◆ Task objective: Repeat the data below exactly, dropping any pictures it holds.

------------------------------------

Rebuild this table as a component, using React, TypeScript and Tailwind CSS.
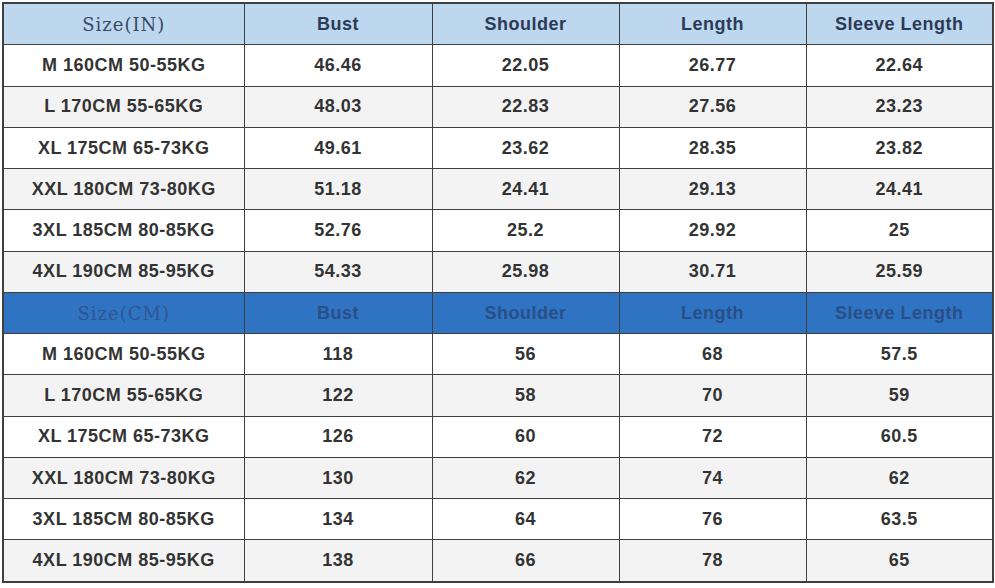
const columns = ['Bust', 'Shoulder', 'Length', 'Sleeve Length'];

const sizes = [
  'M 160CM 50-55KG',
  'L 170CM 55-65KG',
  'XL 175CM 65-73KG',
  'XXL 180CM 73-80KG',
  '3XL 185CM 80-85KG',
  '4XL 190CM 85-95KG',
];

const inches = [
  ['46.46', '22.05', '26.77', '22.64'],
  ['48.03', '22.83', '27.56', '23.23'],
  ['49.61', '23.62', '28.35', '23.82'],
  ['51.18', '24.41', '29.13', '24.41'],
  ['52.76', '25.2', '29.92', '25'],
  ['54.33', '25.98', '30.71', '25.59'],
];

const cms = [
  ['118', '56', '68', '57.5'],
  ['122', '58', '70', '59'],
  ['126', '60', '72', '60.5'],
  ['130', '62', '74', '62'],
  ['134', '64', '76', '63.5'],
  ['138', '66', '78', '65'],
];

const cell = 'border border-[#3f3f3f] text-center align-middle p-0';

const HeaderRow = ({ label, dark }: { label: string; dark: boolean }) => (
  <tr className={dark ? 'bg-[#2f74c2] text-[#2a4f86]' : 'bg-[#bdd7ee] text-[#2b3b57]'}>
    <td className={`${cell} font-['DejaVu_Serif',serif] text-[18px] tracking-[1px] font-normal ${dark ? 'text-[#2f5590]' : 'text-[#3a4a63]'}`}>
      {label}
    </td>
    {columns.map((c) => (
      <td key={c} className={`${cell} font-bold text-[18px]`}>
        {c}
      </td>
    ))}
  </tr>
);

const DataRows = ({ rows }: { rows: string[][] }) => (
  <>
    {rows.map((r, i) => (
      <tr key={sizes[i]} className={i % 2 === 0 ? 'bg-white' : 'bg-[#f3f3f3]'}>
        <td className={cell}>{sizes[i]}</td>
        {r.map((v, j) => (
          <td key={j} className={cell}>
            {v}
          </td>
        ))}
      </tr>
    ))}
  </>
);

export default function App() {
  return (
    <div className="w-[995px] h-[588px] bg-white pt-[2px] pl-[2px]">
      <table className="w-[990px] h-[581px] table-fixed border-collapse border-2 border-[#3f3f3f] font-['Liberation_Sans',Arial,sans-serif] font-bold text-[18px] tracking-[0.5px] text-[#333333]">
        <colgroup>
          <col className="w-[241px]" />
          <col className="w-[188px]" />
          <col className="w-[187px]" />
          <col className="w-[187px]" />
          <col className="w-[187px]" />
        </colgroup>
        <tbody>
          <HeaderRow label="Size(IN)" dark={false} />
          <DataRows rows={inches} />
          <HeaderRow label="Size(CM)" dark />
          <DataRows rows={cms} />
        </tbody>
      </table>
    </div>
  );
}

------------------------------------

◆ Final answer:
Rebuild this table as a component, using React, TypeScript and Tailwind CSS.
const columns = ['Bust', 'Shoulder', 'Length', 'Sleeve Length'];

const sizes = [
  'M 160CM 50-55KG',
  'L 170CM 55-65KG',
  'XL 175CM 65-73KG',
  'XXL 180CM 73-80KG',
  '3XL 185CM 80-85KG',
  '4XL 190CM 85-95KG',
];

const inches = [
  ['46.46', '22.05', '26.77', '22.64'],
  ['48.03', '22.83', '27.56', '23.23'],
  ['49.61', '23.62', '28.35', '23.82'],
  ['51.18', '24.41', '29.13', '24.41'],
  ['52.76', '25.2', '29.92', '25'],
  ['54.33', '25.98', '30.71', '25.59'],
];

const cms = [
  ['118', '56', '68', '57.5'],
  ['122', '58', '70', '59'],
  ['126', '60', '72', '60.5'],
  ['130', '62', '74', '62'],
  ['134', '64', '76', '63.5'],
  ['138', '66', '78', '65'],
];

const cell = 'border border-[#3f3f3f] text-center align-middle p-0';

const HeaderRow = ({ label, dark }: { label: string; dark: boolean }) => (
  <tr className={dark ? 'bg-[#2f74c2] text-[#2a4f86]' : 'bg-[#bdd7ee] text-[#2b3b57]'}>
    <td className={`${cell} font-['DejaVu_Serif',serif] text-[18px] tracking-[1px] font-normal ${dark ? 'text-[#2f5590]' : 'text-[#3a4a63]'}`}>
      {label}
    </td>
    {columns.map((c) => (
      <td key={c} className={`${cell} font-bold text-[18px]`}>
        {c}
      </td>
    ))}
  </tr>
);

const DataRows = ({ rows }: { rows: string[][] }) => (
  <>
    {rows.map((r, i) => (
      <tr key={sizes[i]} className={i % 2 === 0 ? 'bg-white' : 'bg-[#f3f3f3]'}>
        <td className={cell}>{sizes[i]}</td>
        {r.map((v, j) => (
          <td key={j} className={cell}>
            {v}
          </td>
        ))}
      </tr>
    ))}
  </>
);

export default function App() {
  return (
    <div className="w-[995px] h-[588px] bg-white pt-[2px] pl-[2px]">
      <table className="w-[990px] h-[581px] table-fixed border-collapse border-2 border-[#3f3f3f] font-['Liberation_Sans',Arial,sans-serif] font-bold text-[18px] tracking-[0.5px] text-[#333333]">
        <colgroup>
          <col className="w-[241px]" />
          <col className="w-[188px]" />
          <col className="w-[187px]" />
          <col className="w-[187px]" />
          <col className="w-[187px]" />
        </colgroup>
        <tbody>
          <HeaderRow label="Size(IN)" dark={false} />
          <DataRows rows={inches} />
          <HeaderRow label="Size(CM)" dark />
          <DataRows rows={cms} />
        </tbody>
      </table>
    </div>
  );
}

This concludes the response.